What is the difference between Power and Lite licenses?
Power licenses provide full access to scheduling, editing, reporting, filtering, and administrative functions. Lite licenses are view-only, allowing users to see schedules and reports but not make changes. There is also a Non-User license for people who need to be scheduled on projects but do not require direct access to the system.
Is Saviom difficult to learn?
Saviom has a steep learning curve, particularly for users who are new to enterprise resource management software. The platform’s extensive feature set and configurability require significant upfront setup and training. Organizations should plan for a dedicated system administrator and allow several weeks for onboarding and configuration.
The Bottom Line
Saviom is a powerful, deeply configurable resource management platform that delivers genuine value for large enterprises wrestling with complex resource allocation challenges. The multidimensional scheduler, advanced forecasting, and scenario modeling tools are among the best available in the category. For organizations where resource utilization directly drives profitability, Saviom provides the visibility and control that spreadsheets and simpler tools cannot match.

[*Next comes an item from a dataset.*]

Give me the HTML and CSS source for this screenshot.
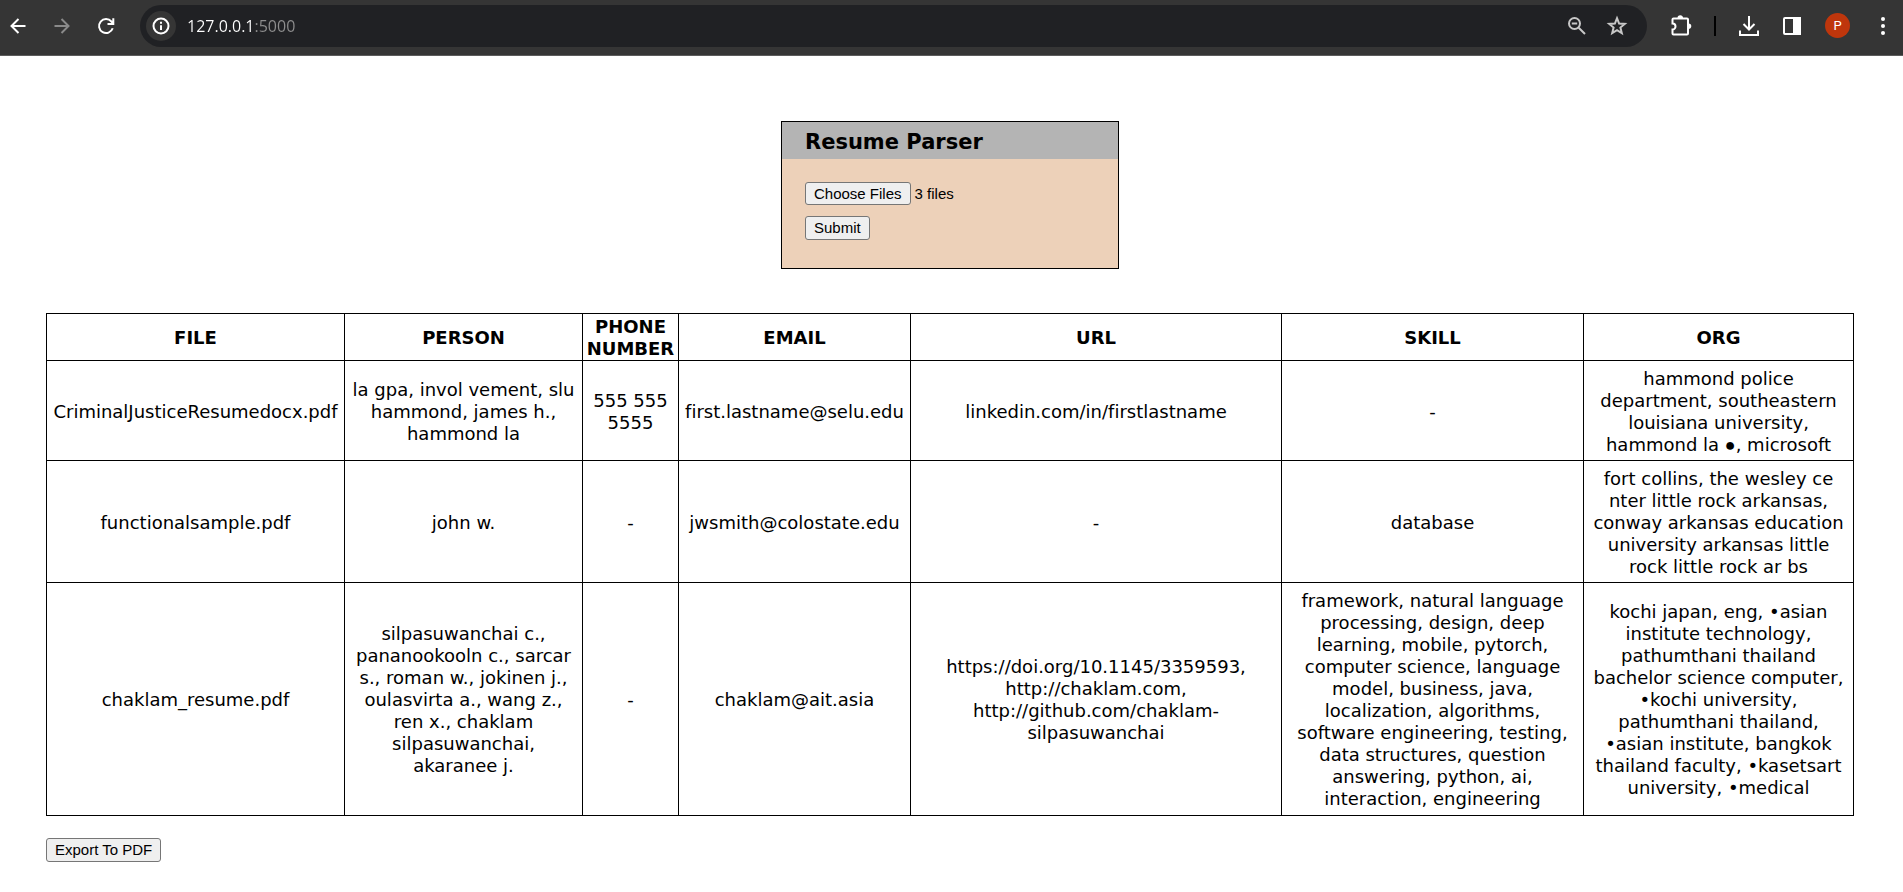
FILE: index.html
```html
<!DOCTYPE html>
<html lang="en">
<head>
<meta charset="utf-8">
<title>Resume Parser</title>
<link rel="stylesheet" href="styles.css">
</head>
<body>
<header class="toolbar">
  <nav class="nav-buttons" aria-label="Navigation">
    <button class="icon-button" type="button" aria-label="Back">
      <svg width="20" height="20" viewBox="0 0 20 20"><path d="M17.500 10H4M10.500 3L3.500 10l7 7"/></svg>
    </button>
    <button class="icon-button dim" type="button" aria-label="Forward">
      <svg width="20" height="20" viewBox="0 0 20 20"><path d="M2.500 10H16M9.500 3l7 7-7 7"/></svg>
    </button>
    <button class="icon-button" type="button" aria-label="Reload">
      <svg width="20" height="20" viewBox="0 0 20 20"><path d="M16.700 12.300A7 7 0 1 1 15.400 5.500L17 7.300M17.300 2.200V8H11.500"/></svg>
    </button>
  </nav>
  <div class="address-bar">
    <button class="site-info" type="button" aria-label="Site information">
      <svg width="20" height="20" viewBox="0 0 20 20"><circle cx="10" cy="10" r="7.500"/><path d="M10 9.200V14M10 5.800V7.700"/></svg>
    </button>
    <input class="url" type="text" value="127.0.0.1:5000" aria-label="Address">
    <button class="icon-button soft" type="button" aria-label="Zoom">
      <svg width="20" height="20" viewBox="0 0 20 20"><circle cx="7.500" cy="7.500" r="5.500"/><path d="M11.700 11.700L18 18M4.800 7.500h5.400"/></svg>
    </button>
    <button class="icon-button soft" type="button" aria-label="Bookmark">
      <svg width="22" height="22" viewBox="0 0 22 22"><path d="M11 3.200l2.100 5.300 5.700.4-4.400 3.600 1.400 5.600-4.800-3-4.800 3 1.400-5.600-4.400-3.600 5.700-.4z"/></svg>
    </button>
  </div>
  <div class="tools">
    <button class="icon-button" type="button" aria-label="Extensions">
      <svg width="24" height="24" viewBox="0 0 24 24"><path d="M4.500 4.500H18a1 1 0 0 1 1 1V19.500a1 1 0 0 1-1 1H4.500a1 1 0 0 1-1-1V15.500a3 3 0 0 0 0-6V5.500a1 1 0 0 1 1-1z"/><path class="solid" d="M9.500 4a1.800 1.800 0 0 1 3.600 0zM19.500 10.500a1.800 1.800 0 0 1 0 3.600z"/></svg>
    </button>
    <span class="divider"></span>
    <button class="icon-button" type="button" aria-label="Downloads">
      <svg width="22" height="22" viewBox="0 0 22 22"><path d="M11 1v13M5.500 9l5.500 5.500L16.500 9M2 15.500V20h18v-4.500"/></svg>
    </button>
    <button class="icon-button" type="button" aria-label="Side panel">
      <svg width="20" height="20" viewBox="0 0 20 20"><rect x="2" y="2" width="16" height="16" rx="1"/><path class="solid" d="M12 2h6v16h-6z"/></svg>
    </button>
    <button class="avatar" type="button" aria-label="Profile">P</button>
    <button class="icon-button" type="button" aria-label="Menu">
      <svg width="20" height="20" viewBox="0 0 20 20"><g class="solid dots"><circle cx="10" cy="3" r="2"/><circle cx="10" cy="10" r="2"/><circle cx="10" cy="17" r="2"/></g></svg>
    </button>
  </div>
</header>

<main class="page">
  <section class="card">
    <h1 class="card-title">Resume Parser</h1>
    <form class="card-body">
      <input class="file-input" id="resumes" type="file" multiple aria-label="Resume files">
      <button class="button" type="submit">Submit</button>
    </form>
  </section>

  <table class="results">
    <colgroup>
      <col class="col-file"><col class="col-person"><col class="col-phone"><col class="col-email"><col class="col-url"><col class="col-skill"><col class="col-org">
    </colgroup>
    <thead>
      <tr><th>FILE</th><th>PERSON</th><th>PHONE NUMBER</th><th>EMAIL</th><th>URL</th><th>SKILL</th><th>ORG</th></tr>
    </thead>
    <tbody>
      <tr>
        <td>CriminalJusticeResumedocx.pdf</td>
        <td>la gpa, invol vement, slu<br>hammond, james h.,<br>hammond la</td>
        <td>555 555<br>5555</td>
        <td>first.lastname@selu.edu</td>
        <td>linkedin.com/in/firstlastname</td>
        <td>-</td>
        <td>hammond police<br>department, southeastern<br>louisiana university,<br>hammond la <span class="bullet">●</span>, microsoft</td>
      </tr>
      <tr>
        <td>functionalsample.pdf</td>
        <td>john w.</td>
        <td>-</td>
        <td>jwsmith@colostate.edu</td>
        <td>-</td>
        <td>database</td>
        <td>fort collins, the wesley ce<br>nter little rock arkansas,<br>conway arkansas education<br>university arkansas little<br>rock little rock ar bs</td>
      </tr>
      <tr>
        <td>chaklam_resume.pdf</td>
        <td>silpasuwanchai c.,<br>pananookooln c., sarcar<br>s., roman w., jokinen j.,<br>oulasvirta a., wang z.,<br>ren x., chaklam<br>silpasuwanchai,<br>akaranee j.</td>
        <td>-</td>
        <td>chaklam@ait.asia</td>
        <td>https://doi.org/10.1145/3359593,<br>http://chaklam.com,<br>http://github.com/chaklam-<br>silpasuwanchai</td>
        <td>framework, natural language<br>processing, design, deep<br>learning, mobile, pytorch,<br>computer science, language<br>model, business, java,<br>localization, algorithms,<br>software engineering, testing,<br>data structures, question<br>answering, python, ai,<br>interaction, engineering</td>
        <td>kochi japan, eng, •asian<br>institute technology,<br>pathumthani thailand<br>bachelor science computer,<br>•kochi university,<br>pathumthani thailand,<br>•asian institute, bangkok<br>thailand faculty, •kasetsart<br>university, •medical</td>
      </tr>
    </tbody>
  </table>

  <button class="button" type="button">Export To PDF</button>
</main>
<script src="script.js"></script>
</body>
</html>
```
FILE: styles.css
```css
* {
  box-sizing: border-box;
}

body {
  margin: 0;
  background: #fff;
  color: #000;
  font-family: Verdana, "DejaVu Sans", sans-serif;
  font-size: 18px;
  line-height: 22px;
  font-variant-ligatures: none;
}

button,
input {
  font-family: Arial, "Liberation Sans", sans-serif;
  font-size: 15px;
}

/* Browser toolbar */
.toolbar {
  display: flex;
  align-items: center;
  height: 56px;
  padding: 0 10px 4px 8px;
  background: #353535;
  border-bottom: 1px solid #5c5c5c;
}

.nav-buttons {
  display: flex;
  gap: 24px;
}

.icon-button {
  display: flex;
  align-items: center;
  justify-content: center;
  width: 20px;
  height: 24px;
  padding: 0;
  border: 0;
  background: none;
  color: #fff;
}

.icon-button svg,
.site-info svg {
  flex: none;
  fill: none;
  stroke: currentColor;
  stroke-width: 2;
}

.icon-button .solid {
  fill: currentColor;
}

.icon-button .dots {
  stroke: none;
}

.dim {
  color: #8a8a8a;
}

.soft {
  color: #c7c7c7;
}

.address-bar {
  display: flex;
  flex: 1;
  align-items: center;
  gap: 20px;
  height: 42px;
  margin-left: 24px;
  padding: 0 20px 0 6px;
  border-radius: 21px;
  background: #202124;
}

.site-info {
  display: flex;
  align-items: center;
  justify-content: center;
  width: 30px;
  height: 30px;
  padding: 0;
  border: 0;
  border-radius: 50%;
  background: #353535;
  color: #fff;
}

.url {
  flex: 1;
  min-width: 0;
  height: 30px;
  margin-left: -9px;
  padding: 0;
  border: 0;
  outline: 0;
  color: #fff;
  font-family: "Segoe UI", "Open Sans", sans-serif;
  font-size: 16px;
  background: linear-gradient(90deg, #fff 68px, #8e8e8e 68px);
  background-clip: text;
  -webkit-text-fill-color: transparent;
}

.tools {
  display: flex;
  align-items: center;
  gap: 23px;
  margin-left: 24px;
}

.divider {
  width: 2px;
  height: 20px;
  background: #000;
}

.avatar {
  width: 25px;
  height: 25px;
  padding: 0;
  border: 0;
  border-radius: 50%;
  background: #bf360c;
  color: #fff;
  font-family: Roboto, sans-serif;
  font-size: 13px;
}

/* Page */
.page {
  padding: 65px 49px 29px 46px;
}

.card {
  width: 338px;
  margin: 0 auto 44px;
  border: 1px solid #000;
  background: #edd1b9;
}

.card-title {
  margin: 0;
  padding: 7px 23px 3px;
  background: #b4b4b4;
  font-size: 21px;
  line-height: 27px;
}

.card-body {
  display: flex;
  flex-direction: column;
  align-items: flex-start;
  gap: 11px;
  padding: 23px 23px 28px;
}

.button,
.file-input::file-selector-button {
  height: 24px;
  margin: 0;
  padding: 0 8px;
  border: 1px solid #767676;
  border-radius: 3px;
  background: #efefef;
  color: #000;
  font-family: Arial, "Liberation Sans", sans-serif;
  font-size: 15px;
  line-height: 22px;
}

.file-input {
  height: 23px;
  line-height: 23px;
}

.file-input::file-selector-button {
  height: 23px;
  margin-right: 4px;
  line-height: 21px;
}

.results {
  width: 100%;
  margin-bottom: 22px;
  border-collapse: collapse;
  table-layout: fixed;
  text-align: center;
}

.results th,
.results td {
  border: 1px solid #000;
  vertical-align: middle;
}

.results th {
  padding: 2px 0 0;
}

.results td {
  padding: 7px 0 4px;
  white-space: nowrap;
}

.results tr:last-child td {
  padding-bottom: 5px;
}

.bullet {
  font-family: "Liberation Sans", sans-serif;
  line-height: 1;
}

.col-file { width: 298px; }
.col-person { width: 238px; }
.col-phone { width: 96px; }
.col-email { width: 232px; }
.col-url { width: 371px; }
.col-skill { width: 302px; }
.col-org { width: 270px; }
```
FILE: script.js
```js
const selected = new DataTransfer();
["CriminalJusticeResumedocx.pdf", "functionalsample.pdf", "chaklam_resume.pdf"].forEach((name) => {
  selected.items.add(new File([""], name, { type: "application/pdf" }));
});
document.getElementById("resumes").files = selected.files;
```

The tradeoffs are real, though. The interface feels dated compared to modern SaaS competitors. The learning curve is steep enough to risk adoption failure without strong executive sponsorship and dedicated administrative support. The non-SaaS deployment model adds complexity and cost. And the lack of pricing transparency makes it hard to budget without engaging the sales team directly.
We recommend Saviom for enterprises with 200+ employees in professional services, engineering, IT, or consulting that have outgrown simpler tools and need portfolio-level resource visibility. If you fit that profile, the 60-day trial gives you ample time to evaluate the platform properly. If you are a smaller organization, or if ease of use and modern design are top priorities, alternatives like Float, Runn, or Kantata will likely serve you better at lower cost and with faster time to value.